El 18 de febrero de 1943 los hermanos Scholl llegaron a la Universidad de Múnich con una valija repleta de folletos. Mientras todos estaban en clase, los diseminaron con discreción por los pasillos. Cuando los alumnos salieran se encontrarían con el mensaje crítico firmado por La Rosa Blanca. Un último remanente fue lanzado desde el último piso por Sophie. Esa tenue lluvia de papeles parecía un diluvio radiactivo para la mayoría de los estudiantes que se corrían para evitar siquiera el contacto con esas hojitas peligrosas. Muchos no las habían leído pero sabían, en líneas generales, qué decían. El título sólo ya provocaba pavor: “De la boca de Hitler sólo salen mentiras”. Pero ese lanzamiento fue fatal. Jakob Schmid, un hombre de mantenimiento de la casa de estudios, vio el brazo de Sophie esconderse con velocidad luego de tirar los panfletos. El hombre corrió y encontró a los dos hermanos en fuga. Los detuvo cómo pudo y pidió ayuda. Los estudiantes formaron una cadena de gritos hasta alertar a las autoridades más cercanas. Todos unidos para acusar a sus dos compañeros, para favorecer su detención. Nadie salió en defensa de ellos.
Hans en un rápido movimiento se llevó algo a la boca y empezó a masticar frenéticamente. Uno de sus guardias forcejeó con él y logró sacar un amasijo de papel húmedo de saliva. Luego de un intento de restauración se dieron cuenta de que era el borrador del siguiente panfleto que preparaba La Rosa Blanca. En el departamento de los hermanos Scholl encontraron a Christoph Probst, otro de sus compañeros, y los originales de los textos que volaron por la universidad.
El interrogatorio de la Gestapo fue brutal. Sin embargo, estaban dispuestos a liberar a Sophie. Ella era mujer, les resultaba inconcebible su participación en una acción de este tipo. Pero ella reconoció que era una de las integrantes de la Rosa Blanca. No cedieron a las torturas. No brindaron los nombres de los otros integrantes de la organización.
Tres días después de la detención fueron llevados a juicio. La madre de los Scholl quiso entrar a la sala pero unos guardias se lo impidieron. Gritó que dos de sus hijos estaban siendo juzgados. “Se hubiera preocupado antes”, le respondió un guardia mientras la empujaba hacia la calle. El padre logró traspasar el cerco e increpó al juez: “Alguna vez habrá otro tipo de justicia en este país. Alguna vez se arrepentirán de esto”. Después de esas palabras fue arrastrado fuera del juzgado.
El proceso fue veloz. Y parcial. Al juez no le importaba mantener el misterio ni la ecuanimidad.
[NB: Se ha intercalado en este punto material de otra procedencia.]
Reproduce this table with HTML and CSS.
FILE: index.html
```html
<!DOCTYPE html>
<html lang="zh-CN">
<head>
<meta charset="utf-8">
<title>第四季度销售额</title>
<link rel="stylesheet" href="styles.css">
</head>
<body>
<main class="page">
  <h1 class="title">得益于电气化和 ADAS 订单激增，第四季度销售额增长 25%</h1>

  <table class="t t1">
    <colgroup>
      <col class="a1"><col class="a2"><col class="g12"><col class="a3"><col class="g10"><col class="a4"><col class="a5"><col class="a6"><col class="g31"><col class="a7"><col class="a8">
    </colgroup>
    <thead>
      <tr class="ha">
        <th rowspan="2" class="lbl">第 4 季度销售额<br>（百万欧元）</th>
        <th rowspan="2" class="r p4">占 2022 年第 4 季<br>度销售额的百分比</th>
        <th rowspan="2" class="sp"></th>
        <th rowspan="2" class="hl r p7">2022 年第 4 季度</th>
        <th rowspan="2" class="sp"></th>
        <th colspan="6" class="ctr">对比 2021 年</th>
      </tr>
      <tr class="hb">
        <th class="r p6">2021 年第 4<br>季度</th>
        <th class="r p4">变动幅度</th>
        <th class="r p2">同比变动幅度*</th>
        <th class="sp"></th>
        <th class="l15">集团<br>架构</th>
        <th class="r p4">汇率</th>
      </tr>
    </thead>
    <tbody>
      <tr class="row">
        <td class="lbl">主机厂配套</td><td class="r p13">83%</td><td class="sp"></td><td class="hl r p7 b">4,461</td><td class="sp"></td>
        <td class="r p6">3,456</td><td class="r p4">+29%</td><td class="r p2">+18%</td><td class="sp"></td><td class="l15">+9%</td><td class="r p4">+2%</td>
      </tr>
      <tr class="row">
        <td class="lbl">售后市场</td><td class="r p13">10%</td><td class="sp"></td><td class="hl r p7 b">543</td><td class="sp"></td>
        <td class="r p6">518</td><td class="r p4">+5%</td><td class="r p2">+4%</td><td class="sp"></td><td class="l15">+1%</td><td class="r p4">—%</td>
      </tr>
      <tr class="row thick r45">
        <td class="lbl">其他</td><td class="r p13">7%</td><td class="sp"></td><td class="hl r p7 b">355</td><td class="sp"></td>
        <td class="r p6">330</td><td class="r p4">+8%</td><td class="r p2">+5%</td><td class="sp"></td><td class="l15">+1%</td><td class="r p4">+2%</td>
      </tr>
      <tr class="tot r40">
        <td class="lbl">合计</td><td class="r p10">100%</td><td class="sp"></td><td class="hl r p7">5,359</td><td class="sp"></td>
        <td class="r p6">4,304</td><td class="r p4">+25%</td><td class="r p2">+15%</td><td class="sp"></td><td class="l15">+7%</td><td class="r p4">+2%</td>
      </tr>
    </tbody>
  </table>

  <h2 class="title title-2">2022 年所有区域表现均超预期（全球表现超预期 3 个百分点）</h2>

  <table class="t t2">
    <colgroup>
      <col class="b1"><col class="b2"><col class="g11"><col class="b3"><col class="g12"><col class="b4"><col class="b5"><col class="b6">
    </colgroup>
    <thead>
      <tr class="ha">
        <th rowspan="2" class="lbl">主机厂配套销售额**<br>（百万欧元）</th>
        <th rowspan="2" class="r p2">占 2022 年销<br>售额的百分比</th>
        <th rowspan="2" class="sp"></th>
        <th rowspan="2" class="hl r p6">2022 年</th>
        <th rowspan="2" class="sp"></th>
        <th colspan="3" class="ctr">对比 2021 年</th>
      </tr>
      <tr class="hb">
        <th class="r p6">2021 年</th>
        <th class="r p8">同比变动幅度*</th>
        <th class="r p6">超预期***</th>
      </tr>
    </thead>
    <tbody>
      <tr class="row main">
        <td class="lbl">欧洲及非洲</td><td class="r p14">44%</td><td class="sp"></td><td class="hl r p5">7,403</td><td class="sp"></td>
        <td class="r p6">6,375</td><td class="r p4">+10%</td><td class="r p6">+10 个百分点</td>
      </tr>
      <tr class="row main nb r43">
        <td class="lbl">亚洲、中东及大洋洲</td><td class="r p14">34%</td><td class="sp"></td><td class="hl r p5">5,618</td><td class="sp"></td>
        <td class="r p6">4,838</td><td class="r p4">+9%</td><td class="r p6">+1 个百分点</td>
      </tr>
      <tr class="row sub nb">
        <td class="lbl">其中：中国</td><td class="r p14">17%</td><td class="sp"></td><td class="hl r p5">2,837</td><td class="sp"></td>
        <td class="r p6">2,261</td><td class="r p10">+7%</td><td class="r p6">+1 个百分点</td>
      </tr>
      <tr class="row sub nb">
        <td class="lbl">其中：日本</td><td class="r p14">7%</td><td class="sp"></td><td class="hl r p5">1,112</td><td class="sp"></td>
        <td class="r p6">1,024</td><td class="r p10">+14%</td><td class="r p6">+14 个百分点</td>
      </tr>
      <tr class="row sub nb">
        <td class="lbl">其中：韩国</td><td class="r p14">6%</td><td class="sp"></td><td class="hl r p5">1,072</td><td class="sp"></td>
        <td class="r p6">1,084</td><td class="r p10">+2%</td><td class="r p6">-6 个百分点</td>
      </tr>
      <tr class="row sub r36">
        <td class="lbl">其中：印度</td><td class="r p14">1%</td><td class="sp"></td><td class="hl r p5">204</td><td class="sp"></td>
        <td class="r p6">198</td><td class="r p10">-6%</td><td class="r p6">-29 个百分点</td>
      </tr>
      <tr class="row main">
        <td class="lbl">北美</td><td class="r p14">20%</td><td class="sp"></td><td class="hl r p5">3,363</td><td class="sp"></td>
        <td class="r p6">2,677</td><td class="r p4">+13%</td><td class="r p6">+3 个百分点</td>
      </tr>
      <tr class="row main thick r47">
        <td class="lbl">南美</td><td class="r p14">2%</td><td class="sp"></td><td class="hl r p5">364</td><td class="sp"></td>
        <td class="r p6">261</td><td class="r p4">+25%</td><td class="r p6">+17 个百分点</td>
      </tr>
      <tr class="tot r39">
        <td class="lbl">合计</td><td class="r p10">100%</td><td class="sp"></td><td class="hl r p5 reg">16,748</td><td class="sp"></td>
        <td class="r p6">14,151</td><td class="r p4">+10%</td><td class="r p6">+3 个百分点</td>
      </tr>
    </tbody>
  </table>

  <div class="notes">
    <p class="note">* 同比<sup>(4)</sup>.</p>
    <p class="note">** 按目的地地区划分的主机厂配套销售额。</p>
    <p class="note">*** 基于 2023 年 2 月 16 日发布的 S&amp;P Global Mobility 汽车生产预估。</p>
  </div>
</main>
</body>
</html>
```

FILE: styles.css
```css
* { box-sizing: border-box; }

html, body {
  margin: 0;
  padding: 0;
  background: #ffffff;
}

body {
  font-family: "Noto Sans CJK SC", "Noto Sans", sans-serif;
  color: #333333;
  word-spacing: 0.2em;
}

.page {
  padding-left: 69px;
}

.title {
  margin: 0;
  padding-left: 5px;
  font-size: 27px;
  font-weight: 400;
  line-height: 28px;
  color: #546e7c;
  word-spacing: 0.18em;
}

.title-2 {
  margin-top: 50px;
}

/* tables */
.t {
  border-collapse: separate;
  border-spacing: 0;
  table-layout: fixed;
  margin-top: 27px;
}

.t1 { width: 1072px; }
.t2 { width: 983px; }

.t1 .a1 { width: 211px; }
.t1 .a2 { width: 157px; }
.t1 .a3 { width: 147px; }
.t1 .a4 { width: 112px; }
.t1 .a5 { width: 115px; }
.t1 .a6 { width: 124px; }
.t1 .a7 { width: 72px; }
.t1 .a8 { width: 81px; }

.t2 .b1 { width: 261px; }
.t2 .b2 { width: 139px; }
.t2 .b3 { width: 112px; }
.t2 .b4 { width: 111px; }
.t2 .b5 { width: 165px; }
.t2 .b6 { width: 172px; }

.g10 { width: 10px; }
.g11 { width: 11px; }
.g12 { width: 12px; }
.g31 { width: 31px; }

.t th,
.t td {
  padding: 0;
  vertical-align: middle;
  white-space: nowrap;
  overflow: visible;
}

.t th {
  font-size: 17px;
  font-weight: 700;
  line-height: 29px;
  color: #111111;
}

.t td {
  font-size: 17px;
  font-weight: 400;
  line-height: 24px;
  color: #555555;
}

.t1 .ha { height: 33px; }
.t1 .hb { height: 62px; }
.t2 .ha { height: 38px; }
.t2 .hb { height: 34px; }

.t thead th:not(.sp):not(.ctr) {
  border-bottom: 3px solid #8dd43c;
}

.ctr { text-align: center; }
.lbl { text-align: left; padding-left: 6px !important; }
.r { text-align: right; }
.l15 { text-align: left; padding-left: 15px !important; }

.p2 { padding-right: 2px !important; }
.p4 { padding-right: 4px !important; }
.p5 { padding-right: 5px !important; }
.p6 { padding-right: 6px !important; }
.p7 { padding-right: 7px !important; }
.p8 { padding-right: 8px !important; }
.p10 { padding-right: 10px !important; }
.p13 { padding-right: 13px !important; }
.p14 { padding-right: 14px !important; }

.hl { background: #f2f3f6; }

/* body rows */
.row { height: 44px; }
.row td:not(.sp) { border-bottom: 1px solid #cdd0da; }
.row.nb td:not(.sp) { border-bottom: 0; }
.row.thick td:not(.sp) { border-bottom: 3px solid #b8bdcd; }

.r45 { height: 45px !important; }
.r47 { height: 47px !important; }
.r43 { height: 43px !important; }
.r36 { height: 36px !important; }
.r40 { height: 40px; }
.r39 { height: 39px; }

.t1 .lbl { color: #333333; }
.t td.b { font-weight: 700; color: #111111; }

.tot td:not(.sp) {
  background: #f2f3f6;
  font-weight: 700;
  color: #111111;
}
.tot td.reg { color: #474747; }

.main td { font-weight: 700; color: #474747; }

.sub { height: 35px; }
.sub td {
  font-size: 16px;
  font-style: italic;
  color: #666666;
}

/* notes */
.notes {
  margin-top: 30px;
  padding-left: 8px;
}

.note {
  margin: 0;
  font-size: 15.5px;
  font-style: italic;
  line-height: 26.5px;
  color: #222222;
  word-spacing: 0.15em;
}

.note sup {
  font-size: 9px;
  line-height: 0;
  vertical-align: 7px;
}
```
Desde un principio criticó y retó a los imputados, les enrostraba sus acciones dando por probadas cada una de las acusaciones que pesaban sobre ellos. El abogado defensor casi no abrió la boca. El fiscal sólo para formalidades ya que el juez hizo la tarea que le correspondía a él. No hubo pruebas presentadas ni testigos. Al magistrado le pareció un dispendio jurisdiccional. En tiempo récord alcanzó una sentencia. Traición a la patria. Un delito que sólo admitía un castigo: la pena de muerte.
Los tres jóvenes fueron llevados a la prisión de Stadelheim. Allí los dejaron, por unos breves minutos, despedirse de sus desesperados padres. Luego pudieron conversar entre ellos. Hasta que la voz del verdugo resonó en el pasillo de la prisión. Pocos minutos después, las cabezas de los tres rodaban arrancadas del cuerpo por la guillotina.
Sophie Scholl, su hermano Hans y los otros miembros de la Rosa Blanca demuestran que siempre existe la posibilidad de hablar, de decir lo que se piensa, de despertar a los ciudadanos ante un estado totalitario. Que aún en los tiempos más oscuros existen quienes con coraje hacen oír su voz contra los tiranos.